Desde el poder. Con la caída del Muro de Berlín, el equilibrio del poder mundial desaparece, dando lugar al fortalecimiento del liberalismo totalmente sin control. Renace el corporativismo, pero, esta vez, ya no de artesanos o de profesionales, sino de banqueros, de compañías de seguros y de empresas multimillonarias que llegaron a controlar todo lo que representa el capital del mundo. Otra vez oponiéndose a la evolución natural de las sociedades, mediante un corporativismo dominado desde el poder y, en este caso, desde un invisible superpoder que destruye la institucionalidad democrática. La muerte de las ideologías estaba confirmada sin haber sucedido.
Al finalizar la Segunda Guerra Mundial, renace la democracia y se fortalecen sus instituciones –sindicatos, cooperativas, partidos políticos y Parlamento–, perdiendo de nuevo poder las corporaciones, en un corto pero significativo período de cuarenta años.
Lucha ideológica. Pero, ahora, la confrontación de los poderosos partidos políticos en la tambaleante pero aún fuerte democracia norteamericana nos retrocede a la antigua contienda: en una democracia, la lucha es ideológica. Y así lo es, pues la ideología es el tema central; la praxis no es más que el procedimiento, la estrategia.
La política tiene por misión conciliar las diferencias y conflictos que produce el choque de las ideologías. Aun cuando los partidos norteamericanos no tienen posiciones ideológicas tan distintas, conservan diferencias apreciables. El demócrata tiende a una suave y tímida democracia social; el republicano es liberal a ultranza, pero no confiesa que lo es porque hasta ese término les asusta.

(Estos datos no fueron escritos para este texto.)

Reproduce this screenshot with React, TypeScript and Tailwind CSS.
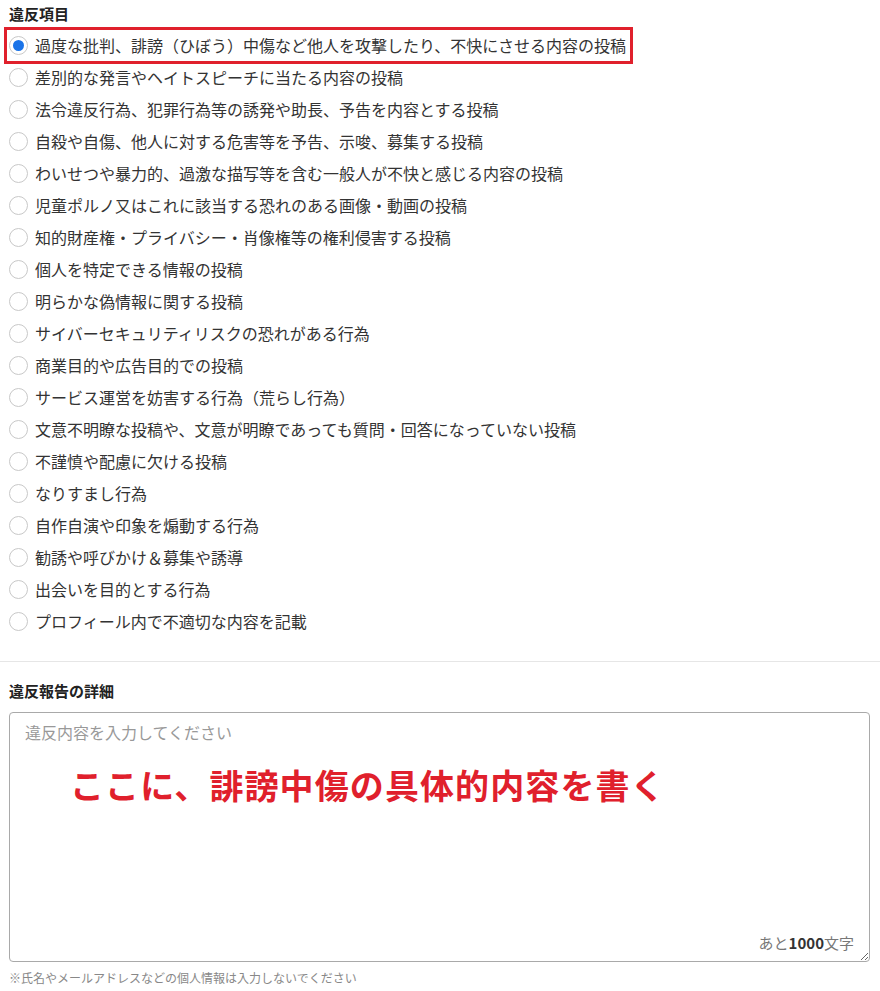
import React, { useState } from 'react';

const items = [
  '過度な批判、誹謗（ひぼう）中傷など他人を攻撃したり、不快にさせる内容の投稿',
  '差別的な発言やヘイトスピーチに当たる内容の投稿',
  '法令違反行為、犯罪行為等の誘発や助長、予告を内容とする投稿',
  '自殺や自傷、他人に対する危害等を予告、示唆、募集する投稿',
  'わいせつや暴力的、過激な描写等を含む一般人が不快と感じる内容の投稿',
  '児童ポルノ又はこれに該当する恐れのある画像・動画の投稿',
  '知的財産権・プライバシー・肖像権等の権利侵害する投稿',
  '個人を特定できる情報の投稿',
  '明らかな偽情報に関する投稿',
  'サイバーセキュリティリスクの恐れがある行為',
  '商業目的や広告目的での投稿',
  'サービス運営を妨害する行為（荒らし行為）',
  '文意不明瞭な投稿や、文意が明瞭であっても質問・回答になっていない投稿',
  '不謹慎や配慮に欠ける投稿',
  'なりすまし行為',
  '自作自演や印象を煽動する行為',
  '勧誘や呼びかけ＆募集や誘導',
  '出会いを目的とする行為',
  'プロフィール内で不適切な内容を記載',
];

const Radio: React.FC<{ checked: boolean }> = ({ checked }) => (
  <span className="w-[19px] h-[19px] rounded-full border border-[#c8c8c8] bg-white flex items-center justify-center shrink-0">
    {checked && <span className="w-[11px] h-[11px] rounded-full bg-[#1a73e8]" />}
  </span>
);

export default function App() {
  const [selected, setSelected] = useState(0);
  const [detail, setDetail] = useState('');

  return (
    <div
      className="w-[880px] h-[991px] bg-white text-[#333] overflow-hidden"
      style={{ fontFamily: '"Noto Sans CJK JP", "Noto Sans", sans-serif' }}
    >
      <div className="px-[9px]">
        <h3 className="h-[29px] flex items-center text-[15px] font-bold text-[#222] leading-none pb-[3px]">違反項目</h3>
        <div className="flex flex-col">
          {items.map((label, i) => (
            <div key={i} className="h-8 flex items-center">
              <label
                className="relative inline-flex items-center gap-[7px] cursor-pointer"
                onClick={() => setSelected(i)}
              >
                <Radio checked={selected === i} />
                <span className="text-[16px] leading-none">{label}</span>
                {i === 0 && (
                  <span className="absolute -left-[5px] -right-[7px] -top-[9px] -bottom-[9px] border-[3px] border-[#e0202c] pointer-events-none" />
                )}
              </label>
            </div>
          ))}
        </div>
      </div>

      <div className="mt-[24px] border-t border-[#e6e6e6]" />

      <div className="px-[9px]">
        <h3 className="h-[56px] flex items-center pt-[1px] text-[15px] font-bold text-[#222] leading-none">違反報告の詳細</h3>
        <div className="relative -mt-[6px] mr-[1px]">
          <textarea
            value={detail}
            onChange={(e) => setDetail(e.target.value)}
            placeholder="違反内容を入力してください"
            className="block w-full h-[250px] rounded-[4px] border border-[#a9a9a9] px-[15px] py-[8px] text-[16px] leading-[22px] placeholder:text-[#999] outline-none resize-y"
          />
          <div className="absolute left-[61px] top-[56px] text-[34px] font-bold text-[#e0202c] leading-none pointer-events-none tracking-[1.1px]">
            ここに、誹謗中傷の具体的内容を書く
          </div>
          <div className="absolute right-[16px] bottom-[12px] text-[15px] text-[#777] leading-none pointer-events-none">
            あと<span className="font-bold text-[#333]">1000</span>文字
          </div>
        </div>
        <p className="mt-[10px] text-[12px] text-[#888] leading-none">※氏名やメールアドレスなどの個人情報は入力しないでください</p>
      </div>
    </div>
  );
}
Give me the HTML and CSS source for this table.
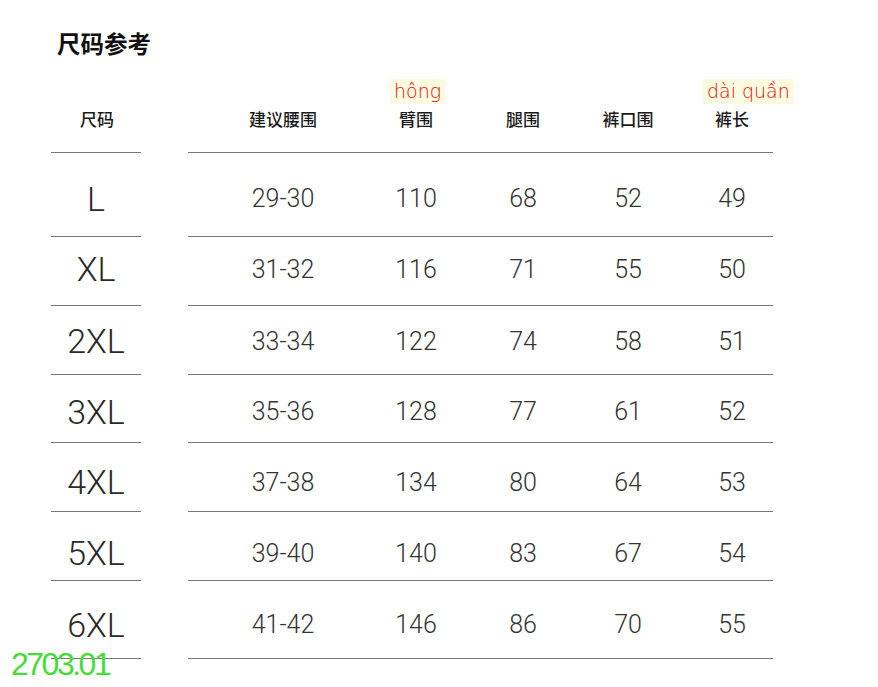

La política práctica del partido conservador es de intereses personales: son las empresas las que imponen las directrices. Ha sido un corporativismo semioculto –sin banderas triunfadoras– pero presente.
Cuando los contrarios proponen una reforma social, esos intereses particulares se sostienen firmes y hacen lo posible por evitar que la reforma prospere. Entonces se presenta con caracteres relevantes el viejo conflicto: ideología frente a política práctica, que, en el caso norteamericano, es ideología frente a intereses económicos particulares; en otros términos, qué es lo mejor para el país frente a qué es lo mejor para las empresas.
Principio moral. En el fondo, lo que se plantea es el principio moral que da base y sustento a la democracia, su razón filosófica: la democracia es un sistema político que permite organizar a la sociedad para que todos los ciudadanos disfruten, en paz, de bienes, servicios y seguridad.
Es la moral política la que da tumbos en este momento en Estados Unidos. Usar la política para defender intereses particulares, enriqueciendo a las empresas, es la más grande de las inmoralidades. Si, en este encuentro de poderes, Obama gana, entonces triunfará la democracia; de lo contrario, el triunfo será para quienes la explotan.